En Afrique de l’Ouest, et notamment à Dakar, les séries cartonnent

Cette structure comble un manque de formation à ces métiers-là, sur le plan local. Il n’y a pas d’école de cinéma à Dakar, il y a très peu de structures en dehors du Centre Yennenga, qui fait de la post-production. On se rend compte qu’on fait du bien, dans le paysage. On a formé des élèves, produit des films qui ont gagné des prix, lancé une série de trois courts-métrages et un projet de comédie musicale, qui verra le jour à Dakar.

Soutenez-vous également la création de séries, qui a le vent en poupe ?
En Afrique de l’Ouest, et notamment à Dakar, on se rend compte que les séries cartonnent.

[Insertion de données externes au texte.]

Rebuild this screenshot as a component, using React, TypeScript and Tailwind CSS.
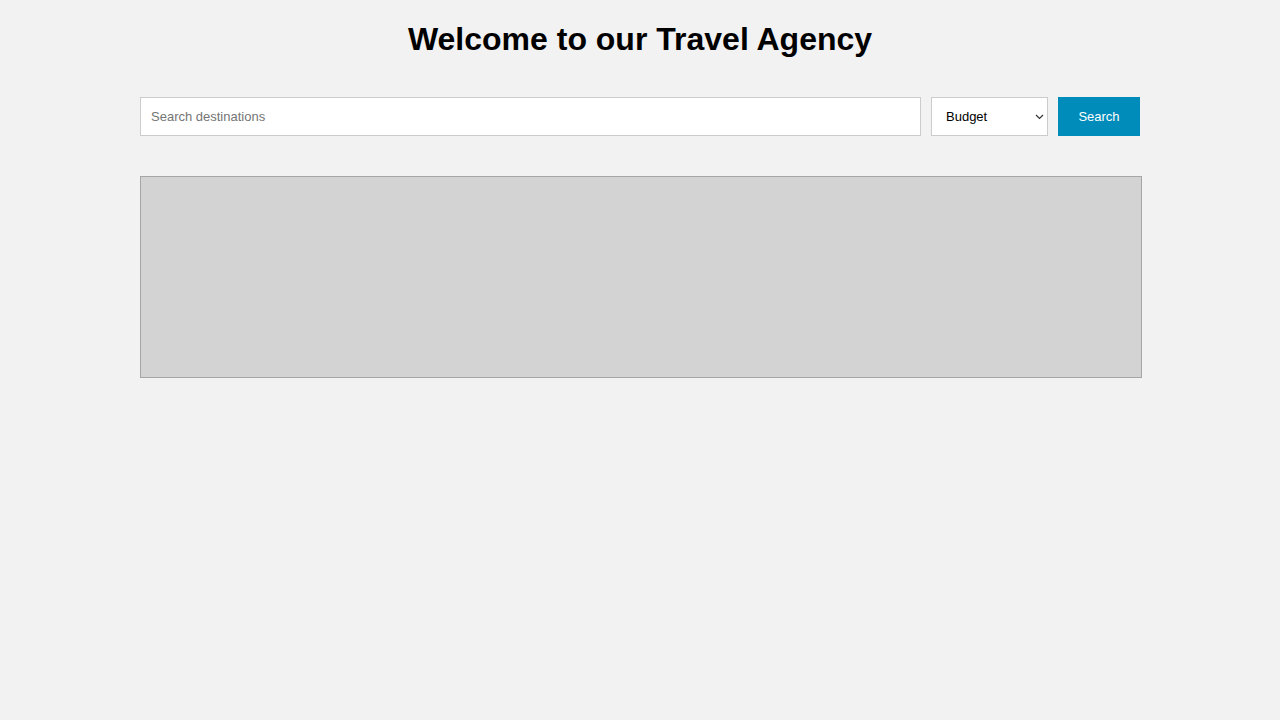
const App = () => {
  return (
    <div className="min-h-[720px] bg-[#f2f2f2] font-['Liberation_Sans',Arial,sans-serif] text-black">
      <h1 className="pt-[21px] text-center text-[32px] font-bold leading-[37px]">
        Welcome to our Travel Agency
      </h1>
      <div className="mx-auto w-[1000px]">
        <form
          className="mt-[39px] flex h-[39px] gap-[10px]"
          onSubmit={(e) => e.preventDefault()}
        >
          <input
            type="text"
            placeholder="Search destinations"
            className="h-full w-[781px] border border-[#ccc] bg-white px-[10px] text-[13px] outline-none placeholder:text-[#757575]"
          />
          <div className="relative h-full w-[117px]">
            <select
              defaultValue="budget"
              className="h-full w-full appearance-none border border-[#ccc] bg-white pl-[14px] pr-[20px] text-[13px] outline-none"
            >
              <option value="budget">Budget</option>
              <option value="mid">Mid-range</option>
              <option value="luxury">Luxury</option>
            </select>
            <svg
              className="pointer-events-none absolute right-[4px] top-[17px]"
              width="9"
              height="6"
              viewBox="0 0 9 6"
              fill="none"
            >
              <path d="M1 1l3.5 3.5L8 1" stroke="#333" strokeWidth="1.2" />
            </svg>
          </div>
          <button
            type="submit"
            className="h-full w-[82px] bg-[#008cba] text-[13px] text-white"
          >
            Search
          </button>
        </form>
        <div className="mt-[40px] h-[202px] w-[1002px] border border-[#a6a6a6] bg-[#d3d3d3]" />
      </div>
    </div>
  )
}

export default App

Il y a une forte demande pour les grosses ou les petites séries, pour les séries télé ou les web-séries. C’est pourquoi on développe ce format, en plus des courts-métrages. Les séries dakaroises connaissent un succès fou et sont même exportées, il faut donc se positionner. On essaie de s’associer à tous les acteurs présents sur place, de l’AFD à Canal Olympia, mais aussi au Dakar Court Festival, qui prend forme sur le plan local.

L’école Kourtrajmé de Dakar a réalisé une série documentaire au moment du défilé Chanel des métiers d’art, qui s’est tenu dans la capitale sénégalaise en décembre 2022. Que retenez-vous de cette expérience ?
C’était incroyable, car les écoles de Montfermeil, de Dakar et de Marseille étaient toutes concernées par le projet. Tous les élèves se sont retrouvés à Dakar pour réaliser huit films pour Chanel. J’ai été agréablement surpris de voir qu’on n’avait pas affaire à une grosse machine. Les équipes de la maison Chanel sont des passionnés, qui nous ont fait confiance dès le début. Ils ont aussi financé une partie de l’école. À Dakar, il y a de grands talents. C’est une ville qui bouillonne. Le fait que Chanel vienne faire un show énorme en impliquant les Dakarois a été un signal fort. Le partenariat entre les écoles Kourtrajmé et Chanel continue, on poursuit la réalisation des films. C’est super.